The SBIR and STTR programs are often referred to as “America’s Seed Fund,” and provide upwards of $2.5 billion per year in equity-free funding to small businesses across the country. In 2017, New Mexico ranked 23rd in the number of SBIR/STTR awards, equating to over $28 million in funding for New Mexico-based small businesses.

While $28 million is significant for the state, it represents only 1.1 percent of the total funding available through these programs. NM FAST aims to help small businesses secure a larger percentage of that funding, and programs like ACSA are helping to engage more small businesses in the process.

Reaching underserved small businesses – those that don’t traditionally participate in the SBIR/STTR programs – is a focus of the NM FAST program.

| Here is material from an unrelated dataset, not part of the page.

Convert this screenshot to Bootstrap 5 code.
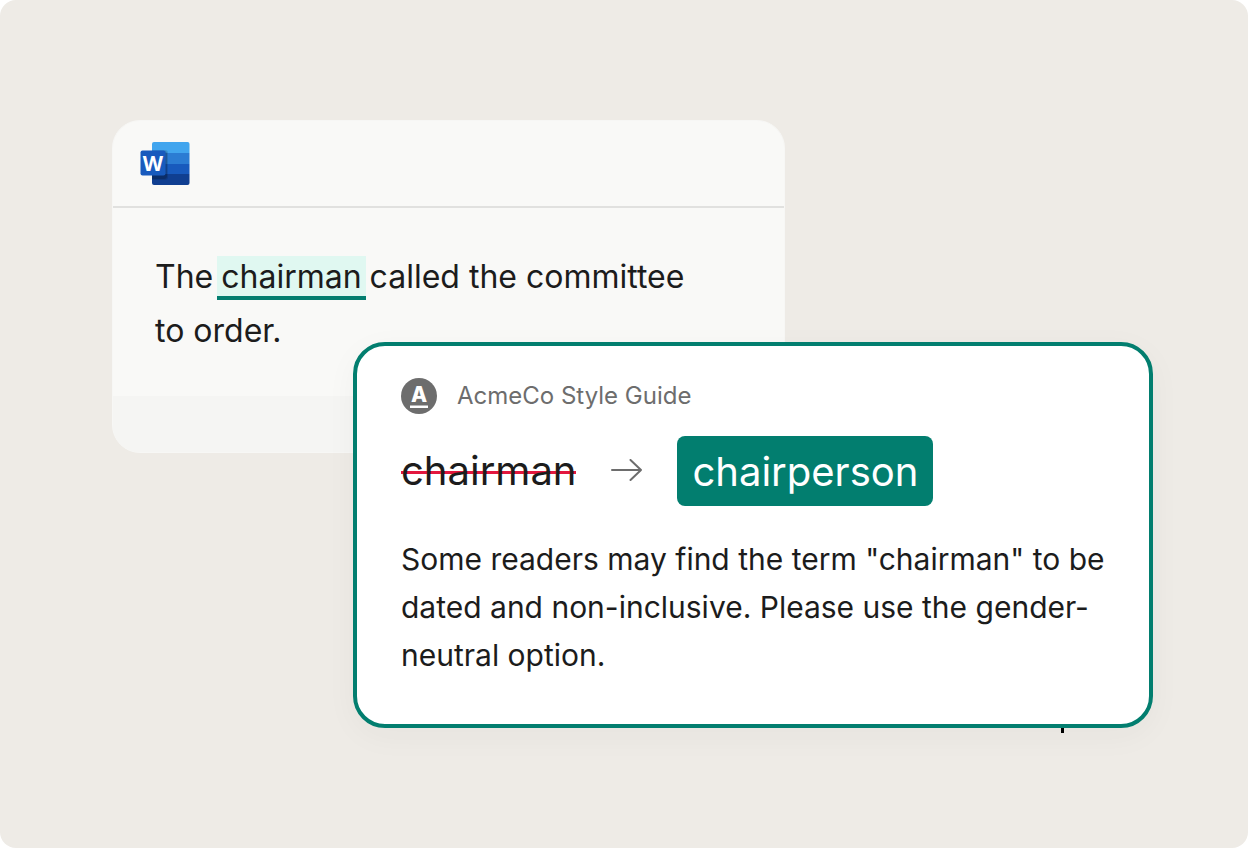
<!DOCTYPE html>
<html lang="en">
<head>
<meta charset="utf-8">
<meta name="viewport" content="width=device-width, initial-scale=1">
<title>AcmeCo Style Guide suggestion</title>
<link href="https://cdn.jsdelivr.net/npm/bootstrap@5.3.0/dist/css/bootstrap.min.css" rel="stylesheet">
<style>
  body { font-family: Inter, "Liberation Sans", sans-serif; color: #1c1c1c; background: #fff; }
  .stage { background: #eeebe6; border-radius: 16px; padding: 120px 95px 120px 112px; }
  .scene { display: grid; grid-template-columns: 241fr 432fr 368fr; }
  .doc { grid-area: 1 / 1 / 2 / 3; background: #f5f5f3; border: 1px solid #f7f7f5; border-radius: 28px; }
  .doc-head { background: #f9f9f7; border-bottom: 2px solid #e1e1df; padding: 20px 27px; }
  .doc-body { background: #f9f9f7; padding: 42px 42px 38px; font-size: 32px; line-height: 54px; }
  .doc-foot { height: 56px; }
  .flagged { background: #e0f8f1; border-bottom: 4px solid #027e6f; padding: 1px 4px 0; margin: 0 -5px; color: inherit; }
  .tip { grid-area: 2 / 2 / 3 / 4; margin-top: -111px; padding: 32px 44px 45px; border: 4px solid #027e6f; border-radius: 32px; box-shadow: 0 8px 32px rgba(60, 50, 40, .04); }
  .source { font-size: 24px; line-height: 36px; color: #6d6d6d; gap: 20px; }
  .swap { font-size: 40px; line-height: 56px; gap: 35px; margin: 22px 0 29px; }
  .swap del { text-decoration: none; background: linear-gradient(#e3173e, #e3173e) 0 28px / 100% 3px no-repeat; }
  .accept { background: #027e6f; color: #fff; font-size: 40px; line-height: 56px; padding: 8px 15px 6px; border-radius: 8px; }
  .reason { font-size: 30px; line-height: 48px; }
  .caret { right: 85px; top: 100%; width: 3px; height: 9px; background: #000; clip-path: inset(4px 0 0 0); }
  .logo-word { font: 700 21px "Open Sans", sans-serif; }
  .logo-acme { font: 800 21px Inter, sans-serif; }
</style>
</head>
<body>
<main class="stage min-vh-100">
  <div class="scene">
    <article class="doc overflow-hidden">
      <header class="doc-head d-flex">
        <svg width="50" height="45" viewBox="0 0 50 45" role="img" aria-label="Word">
          <defs><clipPath id="page"><rect x="12" y="1" width="37.500" height="43" rx="2"/></clipPath></defs>
          <g clip-path="url(#page)">
            <path fill="#41a5ee" d="M12 1h38v11H12z"/>
            <path fill="#2b7cd3" d="M12 12h38v11H12z"/>
            <path fill="#185abd" d="M12 23h38v10H12z"/>
            <path fill="#103f91" d="M12 33h38v11H12z"/>
            <path fill="#000" opacity=".12" d="M12 9h13q3 0 3 3v24q0 3-3 3H12z"/>
            <path fill="#000" opacity=".18" d="M12 10h12q3 0 3 3v22q0 3-3 3H12z"/>
          </g>
          <rect x=".500" y="9.500" width="25" height="25" rx="2" fill="#185abd"/>
          <text class="logo-word" x="13" y="29.500" text-anchor="middle" fill="#fff">W</text>
        </svg>
      </header>
      <p class="doc-body mb-0">The <mark class="flagged">chairman</mark> called the committee<br>to order.</p>
      <div class="doc-foot"></div>
    </article>
    <aside class="tip position-relative bg-white">
      <div class="source d-flex align-items-center">
        <svg width="36" height="36" viewBox="0 0 36 36" aria-hidden="true">
          <circle cx="18" cy="18" r="18" fill="#6d6d6d"/>
          <text class="logo-acme" x="18" y="24" text-anchor="middle" fill="#fff">A</text>
          <path fill="#fff" d="M9 27.500h18v2.500H9z"/>
        </svg>
        <span>AcmeCo Style Guide</span>
      </div>
      <div class="swap d-flex align-items-center">
        <del class="d-block">chairman</del>
        <svg width="31" height="24" viewBox="0 0 31 24" fill="none" stroke="#6d6d6d" stroke-width="2" stroke-linecap="round" stroke-linejoin="round" aria-hidden="true"><path d="M1 11h29M19.500 1 30 11 19.500 21"/></svg>
        <button type="button" class="accept border-0">chairperson</button>
      </div>
      <p class="reason mb-0">Some readers may find the term "chairman" to be dated and non-inclusive. Please use the gender-neutral option.</p>
      <span class="caret position-absolute" aria-hidden="true"></span>
    </aside>
  </div>
</main>
<script src="https://cdn.jsdelivr.net/npm/bootstrap@5.3.0/dist/js/bootstrap.bundle.min.js"></script>
</body>
</html>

Of the 10 small businesses that participated in ACSA, 88 percent were located in rural areas, 40 percent were minority-owned and 50 percent were women-owned.

Pam Gathings, CEO of Hauling Accessories in Aztec, New Mexico, was grateful to be part of the program.

“If you want to strengthen your business, try this NM FAST accelerator course,” Gathings said. “It is a shame that every small business in the U.S. is not exposed to all the opportunities that the SBIR/STTR programs offer. I congratulate NM FAST on such a worthy effort to help more New Mexico small businesses benefit from SBIR/STTR opportunities.”

ACSA was designed specifically for small businesses who have not been successful at securing SBIR/STTR funding, or who have never submitted an application. Of the 10 small businesses who participated in the pilot cohort, 90 percent had never submitted a SBIR/STTR proposal to the DoD, and 80 percent had never submitted an application to any agency, as many believed they did not have the tools and expertise needed to put together a strong package.

The program boasted an impressive 100 percent submission rate, and 75 percent of participants reported they would not have submitted a DoD SBIR/STTR proposal package without participating in ACSA.

“The ACSA is a well-structured program that was informative and brought in some great help and a lot of resources to get through the DoD SBIR proposal process,” said Tyagi Ramakrishnan, founder of Tobor Robotics. “I would not have submitted my two proposals to the Army and Navy if I was not part of the ACSA cohort.”

While the program focused on the DoD 19.1/19.A BAA, the broader goal was to instill confidence in participants and provide them with a foundation they can use to apply for more funding opportunities in the future.

NM FAST hopes to offer more ACSA cohorts, and intends to broaden participation beyond the borders of NM.

The NM FAST program is funded in part through a Cooperative Agreement with the U.S. Small Business Administration.